#### [YOUR INSTRUCTIONS]
All the data must come back unchanged, except that pictures are left out.

** Begin **

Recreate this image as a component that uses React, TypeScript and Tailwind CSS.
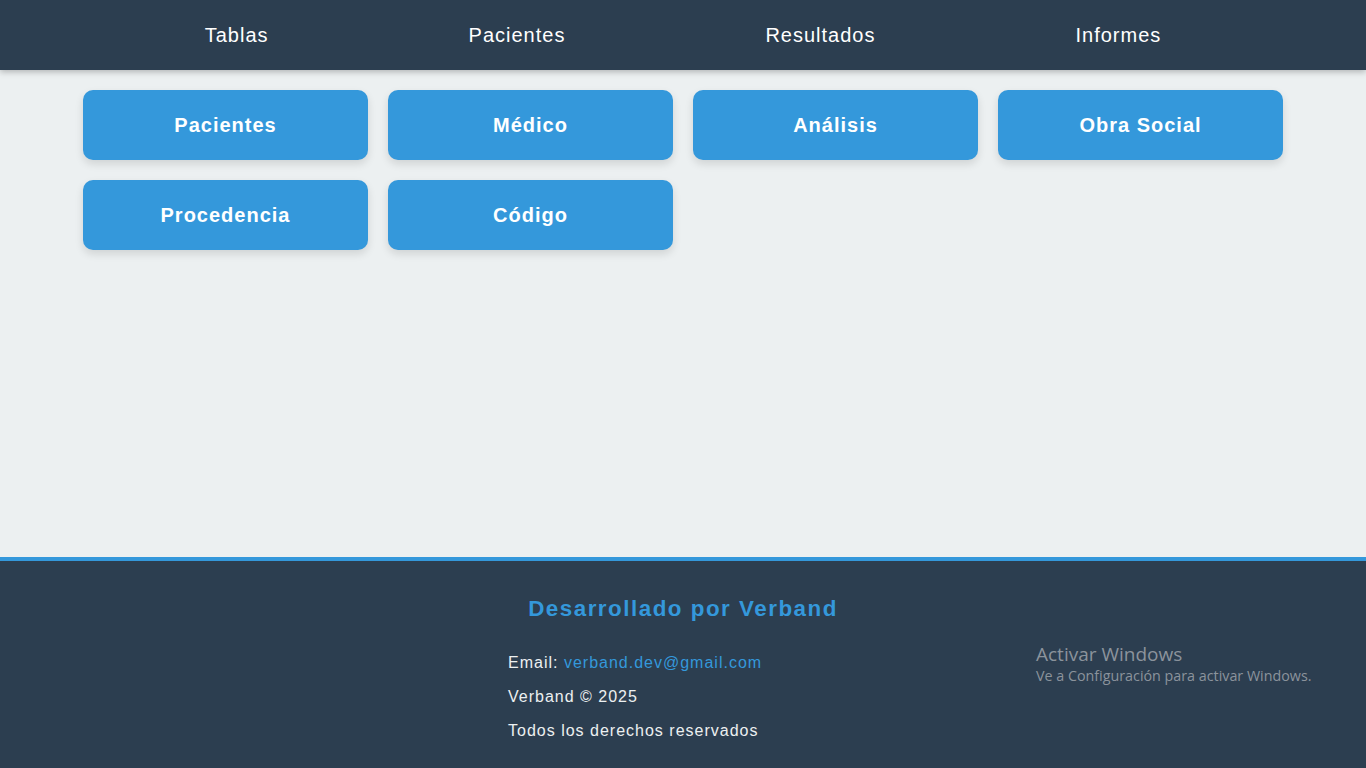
import React from 'react';

const navItems = ['Tablas', 'Pacientes', 'Resultados', 'Informes'];
const tablas = ['Pacientes', 'Médico', 'Análisis', 'Obra Social', 'Procedencia', 'Código'];

const App = () => {
  return (
    <div className="min-h-screen bg-[#ecf0f1] font-['Liberation_Sans',Arial,sans-serif] relative">
      <header className="h-[70px] bg-[#2c3e50] shadow-[0_2px_6px_rgba(0,0,0,0.25)] relative z-10">
        <ul className="h-full flex items-center justify-center gap-[200px]">
          {navItems.map((item) => (
            <li key={item}>
              <a href="#" className="text-white text-[20px] tracking-[1px]">
                {item}
              </a>
            </li>
          ))}
        </ul>
      </header>

      <main className="h-[487px] pt-5">
        <div className="max-w-[1200px] mx-auto grid grid-cols-4 gap-5">
          {tablas.map((t) => (
            <button
              key={t}
              className="h-[70px] rounded-[10px] bg-[#3498db] text-white text-[20px] font-bold tracking-[1px] shadow-[0_4px_8px_rgba(0,0,0,0.12)]"
            >
              {t}
            </button>
          ))}
        </div>
      </main>

      <footer className="h-[211px] bg-[#2c3e50] border-t-4 border-[#3498db] pt-[33px]">
        <h3 className="text-center text-[#3498db] text-[22.4px] leading-[30px] font-bold tracking-[1.5px] mb-[26px]">
          Desarrollado por Verband
        </h3>
        <div className="w-[350px] mx-auto text-[#ecf0f1] text-[16px] tracking-[1px]">
          <p className="leading-[26px] mb-2">
            Email: <a href="#" className="text-[#3498db]">verband.dev@gmail.com</a>
          </p>
          <p className="leading-[26px] mb-2">Verband © 2025</p>
          <p className="leading-[26px]">Todos los derechos reservados</p>
        </div>
      </footer>

      <div className="absolute left-[1036px] top-[642px] text-[#8b939c] font-['Open_Sans',sans-serif] pointer-events-none">
        <div className="text-[19px] leading-[24px]">Activar Windows</div>
        <div className="text-[14.3px] leading-[20px]">Ve a Configuración para activar Windows.</div>
      </div>
    </div>
  );
};

export default App;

** End **

#### [REPLY TO THE TASK]
Recreate this image as a component that uses React, TypeScript and Tailwind CSS.
import React from 'react';

const navItems = ['Tablas', 'Pacientes', 'Resultados', 'Informes'];
const tablas = ['Pacientes', 'Médico', 'Análisis', 'Obra Social', 'Procedencia', 'Código'];

const App = () => {
  return (
    <div className="min-h-screen bg-[#ecf0f1] font-['Liberation_Sans',Arial,sans-serif] relative">
      <header className="h-[70px] bg-[#2c3e50] shadow-[0_2px_6px_rgba(0,0,0,0.25)] relative z-10">
        <ul className="h-full flex items-center justify-center gap-[200px]">
          {navItems.map((item) => (
            <li key={item}>
              <a href="#" className="text-white text-[20px] tracking-[1px]">
                {item}
              </a>
            </li>
          ))}
        </ul>
      </header>

      <main className="h-[487px] pt-5">
        <div className="max-w-[1200px] mx-auto grid grid-cols-4 gap-5">
          {tablas.map((t) => (
            <button
              key={t}
              className="h-[70px] rounded-[10px] bg-[#3498db] text-white text-[20px] font-bold tracking-[1px] shadow-[0_4px_8px_rgba(0,0,0,0.12)]"
            >
              {t}
            </button>
          ))}
        </div>
      </main>

      <footer className="h-[211px] bg-[#2c3e50] border-t-4 border-[#3498db] pt-[33px]">
        <h3 className="text-center text-[#3498db] text-[22.4px] leading-[30px] font-bold tracking-[1.5px] mb-[26px]">
          Desarrollado por Verband
        </h3>
        <div className="w-[350px] mx-auto text-[#ecf0f1] text-[16px] tracking-[1px]">
          <p className="leading-[26px] mb-2">
            Email: <a href="#" className="text-[#3498db]">verband.dev@gmail.com</a>
          </p>
          <p className="leading-[26px] mb-2">Verband © 2025</p>
          <p className="leading-[26px]">Todos los derechos reservados</p>
        </div>
      </footer>

      <div className="absolute left-[1036px] top-[642px] text-[#8b939c] font-['Open_Sans',sans-serif] pointer-events-none">
        <div className="text-[19px] leading-[24px]">Activar Windows</div>
        <div className="text-[14.3px] leading-[20px]">Ve a Configuración para activar Windows.</div>
      </div>
    </div>
  );
};

export default App;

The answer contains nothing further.